I expect the market to improve as the year goes on and higher natural gas prices lead to renewed excitement in dry gas plays.

I am working up a position in some dry gas E&P companies as we speak. I do not want to reveal names and tickers, as they are tiny companies, and I have to be very cautious to establish a position at the prices I would like. I have been able to find several that are trading well below book value currently, and I have reason to expect that the book value itself is artificially low, because it is based on a past price environment, where natural gas prices were much lower than today. I will write an article soon explaining the logic.

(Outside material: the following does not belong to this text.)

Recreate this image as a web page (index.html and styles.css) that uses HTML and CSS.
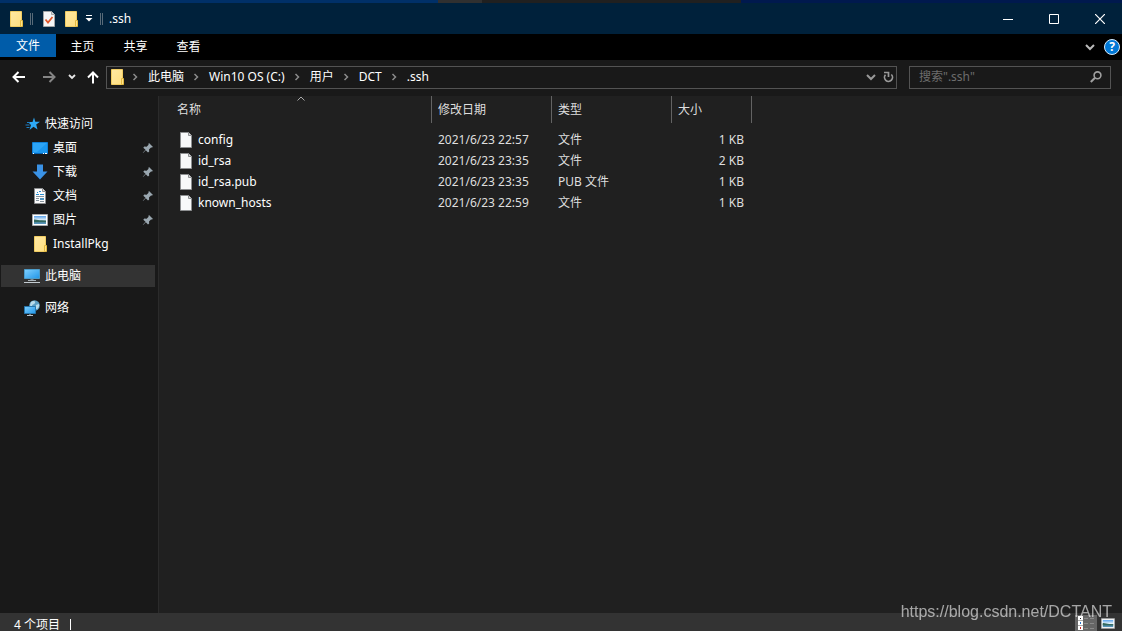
FILE: index.html
```html
<!DOCTYPE html>
<html lang="zh-CN">
<head>
<meta charset="utf-8">
<meta name="viewport" content="width=device-width, initial-scale=1">
<title>.ssh</title>
<link rel="stylesheet" href="styles.css">
</head>
<body>
<svg class="defs" aria-hidden="true">
  <defs>
    <linearGradient id="g-folder" x1="0" y1="0" x2="1" y2="1"><stop offset="0" stop-color="#ffe9a3"/><stop offset="1" stop-color="#ffdf80"/></linearGradient>
    <linearGradient id="g-screen" x1="0" y1="0" x2="1" y2="1"><stop offset="0" stop-color="#7fd0ff"/><stop offset="1" stop-color="#2196e8"/></linearGradient>
    <linearGradient id="g-sky" x1="0" y1="0" x2="0" y2="1"><stop offset="0" stop-color="#5aa2ec"/><stop offset=".5" stop-color="#e4f2fa"/><stop offset=".6" stop-color="#3f7472"/><stop offset="1" stop-color="#5b9ac8"/></linearGradient>
    <symbol id="folder" viewBox="0 0 16 16">
      <path d="M2.500.5h11v15h-11z" fill="url(#g-folder)" stroke="#f0cc62"/>
      <path d="M12.500 9.500h2v6h-2z" fill="#ffe28a" stroke="#e3b93f"/>
    </symbol>
    <symbol id="file" viewBox="0 0 12 16">
      <path d="M.5.5h8l3 3v12H.5z" fill="#f8f9fa" stroke="#8d8f91"/>
      <path d="M8.500.5v3h3" fill="#d8dadb" stroke="#8d8f91"/>
    </symbol>
    <symbol id="props" viewBox="0 0 12 16">
      <path d="M.5.5h8l3 3v12H.5z" fill="#f4f5f6" stroke="#a2a4a6"/>
      <path d="M8.500.5v3h3" fill="#d8dadb" stroke="#a2a4a6"/>
      <path d="M2.500 8.500l2.500 3L9.500 6" fill="none" stroke="#e0562b" stroke-width="1.800"/>
    </symbol>
    <symbol id="pin" viewBox="0 0 12 12">
      <path d="M7 1l4 4-1.200.6-.8-.2-2 2 .2 2.200-1.200.9-2.200-2.300L1 11l-.2-.3L3.500 7.700 1.300 5.700l1-1.200 2.300.2 2-2-.2-.7z" fill="#9aa7b0"/>
    </symbol>
    <symbol id="picture" viewBox="0 0 16 12">
      <path d="M.5.5h15v11H.5z" fill="#fff" stroke="#a7a9ab"/>
      <path d="M2 2h12v8H2z" fill="url(#g-sky)"/>
      <path d="M2 5.500c3-.3 5 1.200 8 1l4 .5v1H2z" fill="#33695f"/>
    </symbol>
    <symbol id="chevron-down" viewBox="0 0 10 8">
      <path d="M1 2l4 4 4-4" fill="none" stroke="currentColor" stroke-width="2"/>
    </symbol>
    <symbol id="chevron-right" viewBox="0 0 6 8">
      <path d="M1.500 1l3 3-3 3" fill="none" stroke="currentColor" stroke-width="1.500"/>
    </symbol>
  </defs>
</svg>

<div class="desktop-edge"></div>
<div class="window">
  <header class="titlebar">
    <svg class="icon16"><use href="#folder"/></svg>
    <span class="divider"></span>
    <button class="plain qat" aria-label="属性"><svg class="sheet"><use href="#props"/></svg></button>
    <button class="plain" aria-label="新建文件夹"><svg class="icon16"><use href="#folder"/></svg></button>
    <button class="plain qat-menu" aria-label="自定义快速访问工具栏"><svg width="8" height="7" viewBox="0 0 8 7"><path d="M1 .5h6" stroke="#fff"/><path d="M.5 3h7L4 6.500z" fill="#fff"/></svg></button>
    <span class="divider"></span>
    <h1 class="title">.ssh</h1>
    <div class="caption">
      <button class="plain" aria-label="最小化"><svg width="10" height="10" viewBox="0 0 10 10"><path d="M0 5.500h10" stroke="#fff"/></svg></button>
      <button class="plain" aria-label="最大化"><svg width="10" height="10" viewBox="0 0 10 10"><path d="M.5.5h9v9h-9z" fill="none" stroke="#fff"/></svg></button>
      <button class="plain" aria-label="关闭"><svg width="10" height="10" viewBox="0 0 10 10"><path d="M0 0l10 10M10 0L0 10" stroke="#fff" stroke-width="1.200"/></svg></button>
    </div>
  </header>

  <nav class="ribbon">
    <button class="plain tab tab-file">文件</button>
    <button class="plain tab">主页</button>
    <button class="plain tab">共享</button>
    <button class="plain tab">查看</button>
    <div class="ribbon-end">
      <button class="plain" aria-label="展开功能区"><svg class="chev"><use href="#chevron-down"/></svg></button>
      <button class="plain help" aria-label="帮助">?</button>
    </div>
  </nav>

  <div class="navbar">
    <div class="arrows">
      <button class="plain" aria-label="后退"><svg width="14" height="12" viewBox="0 0 14 12"><path d="M13 6H2M6.500 1L1.500 6l5 5" fill="none" stroke="#fff" stroke-width="2"/></svg></button>
      <button class="plain" aria-label="前进"><svg width="14" height="12" viewBox="0 0 14 12"><path d="M1 6h11M7.500 1l5 5-5 5" fill="none" stroke="#858585" stroke-width="2"/></svg></button>
      <button class="plain recent" aria-label="最近浏览的位置"><svg width="8" height="6" viewBox="0 0 8 6"><path d="M1 1l3 3 3-3" fill="none" stroke="#e8e8e8" stroke-width="1.800"/></svg></button>
      <button class="plain" aria-label="向上"><svg width="12" height="13" viewBox="0 0 12 13"><path d="M6 12.500V2M1 6.500l5-5 5 5" fill="none" stroke="#fff" stroke-width="2"/></svg></button>
    </div>
    <div class="address">
      <svg class="icon16"><use href="#folder"/></svg>
      <svg class="sep"><use href="#chevron-right"/></svg>
      <a class="crumb" href="#">此电脑</a>
      <svg class="sep"><use href="#chevron-right"/></svg>
      <a class="crumb" href="#">Win10 OS (C:)</a>
      <svg class="sep"><use href="#chevron-right"/></svg>
      <a class="crumb" href="#">用户</a>
      <svg class="sep"><use href="#chevron-right"/></svg>
      <a class="crumb" href="#">DCT</a>
      <svg class="sep"><use href="#chevron-right"/></svg>
      <a class="crumb" href="#">.ssh</a>
      <div class="address-end">
        <button class="plain" aria-label="以前的位置"><svg class="chev"><use href="#chevron-down"/></svg></button>
        <button class="plain" aria-label="刷新"><svg width="11" height="12" viewBox="0 0 11 12"><path d="M8.300 3.500A4 4 0 1 1 2.500 3.700M1 1.500h4.500V6" fill="none" stroke="#999" stroke-width="1.700"/></svg></button>
      </div>
    </div>
    <form class="search">
      <input class="search-input" type="search" aria-label="搜索" placeholder='搜索".ssh"'>
      <button class="plain" type="button" aria-label="开始搜索"><svg width="12" height="12" viewBox="0 0 12 12"><circle cx="7.500" cy="4.300" r="3.400" fill="none" stroke="#a0a0a0" stroke-width="1.600"/><path d="M5 6.800L.8 11" stroke="#a0a0a0" stroke-width="2"/></svg></button>
    </form>
  </div>

  <div class="body">
    <aside class="sidebar">
      <a class="item head" href="#"><svg class="icon16" viewBox="0 0 16 16"><path d="M9 1.500l1.300 4.200H15l-3.800 2.800L12.500 13.500 8.500 10.700 4.500 14 6 9 3 6h4.500z" fill="#2da8f5"/><path d="M2 6.500h3M.5 9h4M1.500 11.500h3" stroke="#1c7fc4"/></svg><span>快速访问</span></a>
      <a class="item" href="#"><svg class="icon16" viewBox="0 0 16 16"><path d="M.5 2.500h15v11H.5z" fill="#1a97f0" stroke="#0f7fd6"/><path d="M1 3h14L5 12H1z" fill="#35aaf8" opacity=".7"/><path d="M0 13.500h16" stroke="#0a66b5"/><path d="M1 13.500h1M11 13.500h1M13 13.500h2" stroke="#fff"/></svg><span>桌面</span><svg class="pin"><use href="#pin"/></svg></a>
      <a class="item" href="#"><svg class="icon16" viewBox="0 0 16 16"><path d="M5 .5h6v7h4.500L8 15.500.5 7.500H5z" fill="#3a92e6"/></svg><span>下载</span><svg class="pin"><use href="#pin"/></svg></a>
      <a class="item" href="#"><svg class="icon16" viewBox="0 0 16 16"><path d="M2.500.5h8l3 3v12h-11z" fill="#fbfbfb" stroke="#8d8f91"/><path d="M10.500.5v3h3" fill="#ddd" stroke="#8d8f91"/><path d="M5 4.500h1M7 3.500h2M4 6.500h3M8 6.500h4" stroke="#258bd0"/><path d="M4 8.500h8M4 10.500h3M4 12.500h3M8 13.500h4" stroke="#85929b"/><path d="M8 10h4v2H8z" fill="#4d93c0"/></svg><span>文档</span><svg class="pin"><use href="#pin"/></svg></a>
      <a class="item" href="#"><svg class="icon-pic"><use href="#picture"/></svg><span>图片</span><svg class="pin"><use href="#pin"/></svg></a>
      <a class="item" href="#"><svg class="icon16"><use href="#folder"/></svg><span>InstallPkg</span></a>
      <a class="item root selected" href="#"><svg class="icon16" viewBox="0 0 16 16"><path d="M.5 1.500h15v9H.5z" fill="url(#g-screen)" stroke="#4c9cca"/><path d="M6.500 11h3v1.500h-3z" fill="#7c8a94"/><path d="M4 12.500h8" stroke="#aab4bb"/><path d="M0 14.500h16" stroke="#c3cbd0"/></svg><span>此电脑</span></a>
      <a class="item root" href="#"><svg class="icon16" viewBox="0 0 16 16"><circle cx="10.500" cy="5.500" r="5.300" fill="#5b9fc4"/><path d="M7 2c2-2 5-1 4 1s-3 1-3 3-2 0-2-1zM12 5l3-1c.5 3-1 5-3 5z" fill="#b9dceb"/><path d="M.5 6.500h11v7H.5z" fill="url(#g-screen)" stroke="#2676ad"/><path d="M6 14v1.500M3 15.500h6" stroke="#b6c2ca"/></svg><span>网络</span></a>
    </aside>

    <main class="files">
      <table class="list">
        <colgroup><col class="c-name"><col class="c-date"><col class="c-type"><col class="c-size"></colgroup>
        <thead>
          <tr>
            <th scope="col"><div class="th first">名称<svg class="sort" viewBox="0 0 8 5"><path d="M.5 4.500L4 1l3.500 3.500" fill="none" stroke="#aaa"/></svg></div></th>
            <th scope="col"><div class="th">修改日期</div></th>
            <th scope="col"><div class="th">类型</div></th>
            <th scope="col"><div class="th">大小</div></th>
          </tr>
        </thead>
        <tbody>
          <tr><td><div class="name"><svg class="sheet"><use href="#file"/></svg>config</div></td><td>2021/6/23 22:57</td><td>文件</td><td class="num">1 KB</td></tr>
          <tr><td><div class="name"><svg class="sheet"><use href="#file"/></svg>id_rsa</div></td><td>2021/6/23 23:35</td><td>文件</td><td class="num">2 KB</td></tr>
          <tr><td><div class="name"><svg class="sheet"><use href="#file"/></svg>id_rsa.pub</div></td><td>2021/6/23 23:35</td><td>PUB 文件</td><td class="num">1 KB</td></tr>
          <tr><td><div class="name"><svg class="sheet"><use href="#file"/></svg>known_hosts</div></td><td>2021/6/23 22:59</td><td>文件</td><td class="num">1 KB</td></tr>
        </tbody>
      </table>
    </main>
  </div>

  <footer class="status">
    <span class="count">4 个项目</span>
    <div class="views">
      <button class="plain view active" aria-label="详细信息"><svg width="16" height="14" viewBox="0 0 16 14"><path d="M0 0h5v14H0z" fill="#fff"/><path d="M0 4.500h5M0 9.500h5" stroke="#aaa"/><path d="M2 2h1v1H2z" fill="#222"/><path d="M2 6h1v2H2z" fill="#2773c8"/><path d="M2 11h1v2H2z" fill="#c22"/><path d="M6 2.500h4M12 2.500h4M6 7.500h4M12 7.500h4M6 12.500h4M12 12.500h4" stroke="#8a8a8a"/></svg></button>
      <button class="plain view" aria-label="大图标"><svg width="14" height="11"><use href="#picture"/></svg></button>
    </div>
  </footer>
</div>
<div class="watermark">https://blog.csdn.net/DCTANT</div>
</body>
</html>
```

FILE: styles.css
```css
* { box-sizing: border-box; }

body {
  margin: 0;
  min-height: 100vh;
  display: flex;
  flex-direction: column;
  background: #191919;
  color: #fff;
  font: 12px/18px "Noto Sans", "Noto Sans CJK SC", sans-serif;
}

svg { display: block; flex: none; }
.defs { position: absolute; width: 0; height: 0; }

.plain {
  display: flex;
  align-items: center;
  justify-content: center;
  margin: 0;
  padding: 0;
  border: 0;
  background: none;
  color: inherit;
  font: inherit;
}

a { color: inherit; text-decoration: none; }
.icon16 { width: 16px; height: 16px; }
.icon-pic { width: 16px; height: 12px; }
.sheet { width: 12px; height: 16px; }
.chev { width: 10px; height: 8px; }

.desktop-edge {
  height: 3px;
  background: linear-gradient(90deg, #003068 0 39%, #303030 39% 43%, #202020 43% 66%, #00194e 66%);
}

.window { flex: 1; display: flex; flex-direction: column; }

/* Title bar */
.titlebar {
  display: flex;
  align-items: center;
  height: 31px;
  padding-left: 8px;
  background: #00213b;
}
.divider {
  width: 3px;
  height: 12px;
  margin: 0 6px;
  border: solid #586a78;
  border-width: 0 1px;
}
.qat { margin: 0 8px 0 4px; }
.qat-menu { width: 14px; margin-left: 3px; }
.qat-menu + .divider { margin: 0 6px 0 4px; }
.title { margin: 0; font-size: 12px; font-weight: 400; }
.caption { display: flex; margin-left: auto; align-self: stretch; }
.caption .plain { width: 46px; }
.caption .plain:last-child { width: 45px; }

/* Ribbon tabs */
.ribbon { display: flex; height: 26px; background: #000; }
.tab { width: 53px; height: 26px; }
.tab-file { width: 56px; height: 23px; background: #005ca9; }
.ribbon-end {
  display: flex;
  align-items: center;
  gap: 9px;
  margin-left: auto;
  padding-right: 2px;
  color: #bbb;
}
.help {
  width: 16px;
  height: 16px;
  border: 1px solid #d6ecff;
  border-radius: 50%;
  background: #0078d7;
  color: #fff;
  font-weight: 700;
  line-height: 14px;
}

/* Address row */
.navbar {
  display: flex;
  align-items: center;
  height: 36px;
  padding: 0 11px 2px 12px;
  background: #191919;
}
.arrows { display: flex; align-items: center; gap: 16px; width: 94px; }
.arrows .recent { width: 8px; margin: 0 -5px 0 -4px; }
.address {
  flex: 1;
  display: flex;
  align-items: center;
  height: 23px;
  padding-left: 2px;
  border: 1px solid #535353;
}
.sep { width: 6px; height: 8px; margin: 0 10px 0 9px; color: #8a8a8a; }
.icon16 + .sep { margin-left: 7px; }
.address-end { display: flex; gap: 7px; margin-left: auto; padding-right: 2px; color: #999; }
.search {
  display: flex;
  align-items: center;
  width: 202px;
  height: 23px;
  margin-left: 12px;
  padding: 0 8px 0 9px;
  border: 1px solid #535353;
}
.search-input {
  flex: 1;
  min-width: 0;
  padding: 0;
  border: 0;
  outline: 0;
  background: none;
  color: #fff;
  font: inherit;
}
.search-input::placeholder { color: #6d6d6d; opacity: 1; }

/* Content */
.body { flex: 1; display: flex; }
.sidebar {
  width: 159px;
  padding: 16px 3px 0 1px;
  border-right: 1px solid #2b2b2b;
  background: #191919;
}
.item {
  display: flex;
  align-items: center;
  gap: 5px;
  height: 24px;
  padding: 0 1px 0 31px;
}
.item.head { gap: 4px; padding-left: 24px; }
.item.root { height: 22px; margin-top: 10px; padding-left: 23px; }
.item.root.selected { margin-top: 9px; background: #333; }
.pin { width: 12px; height: 12px; margin-left: auto; }

.files { flex: 1; min-width: 0; background: #202020; }
.list { width: 593px; border-collapse: collapse; table-layout: fixed; }
.c-name { width: 273px; }
.c-date, .c-type { width: 120px; }
.c-size { width: 80px; }
.list th { padding: 0 0 6px; font-weight: 400; text-align: left; color: #dedede; }
.th {
  position: relative;
  height: 27px;
  padding-left: 6px;
  border-right: 1px solid #636363;
  line-height: 28px;
}
.th.first { padding-left: 18px; }
.sort { position: absolute; top: 0; left: 50%; width: 8px; height: 5px; margin-left: 2px; }
.list td { height: 21px; padding: 0 0 0 6px; color: #dedede; }
.list .num { padding-right: 8px; text-align: right; }
.name { display: flex; align-items: center; gap: 6px; padding-left: 15px; color: #fff; }

/* Status bar */
.status {
  display: flex;
  height: 18px;
  padding: 2px 6px 0 14px;
  overflow: hidden;
  background: #333;
}
.count { display: flex; gap: 10px; line-height: 20px; }
.count::after { content: ""; width: 1px; height: 11px; margin-top: 4px; background: #fff; }
.views { display: flex; gap: 3px; margin-left: auto; }
.view { width: 16px; height: 16px; }
.view.active { width: 22px; background: #666; }

.watermark {
  position: fixed;
  right: 10px;
  bottom: 9px;
  color: rgba(255, 255, 255, .6);
  font: 16px/20px "Liberation Sans", Arial, sans-serif;
}
```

I am using my unleveraged portfolio to purchase the dry gas companies. I am selling off a previous purchase of Halliburton (HAL). Halliburton has also come to a fair valuation in the current environment. After the settlement of the Deepwater Horizon litigation, the shares have been relieved of the pressure that was depressing them. I suspect HAL will benefit if the activity in the North American gas market picks up, but I believe the benefit will be more pronounced in CJES, so I prefer an investment in the latter.

I also sold my shares in Petroleum Geo Services (PGSVY). It is a shame to sell off such a well run company, with such growth potential. It is still undervalued, and I expect that investors at these prices would do reasonably well holding this for the long term. 3D and 4D seismic technology is only becoming more and more important, and PGS has already accumulated the Multiclient studies for the vast offshore Africa fields. However, I think there are better opportunities, like BBBI.

I am slowly accumulating more shares of Birmingham Bloomfield Bancshares (BBBI). It is currently trading at a price to book of .5, and it seems to be generating earnings at a comparable pace to BNCCorp (BNCC). The deep discount offers a considerable margin of safety, and the growth, fueled by the automotive industry boom, is bound to continue for the foreseeable future.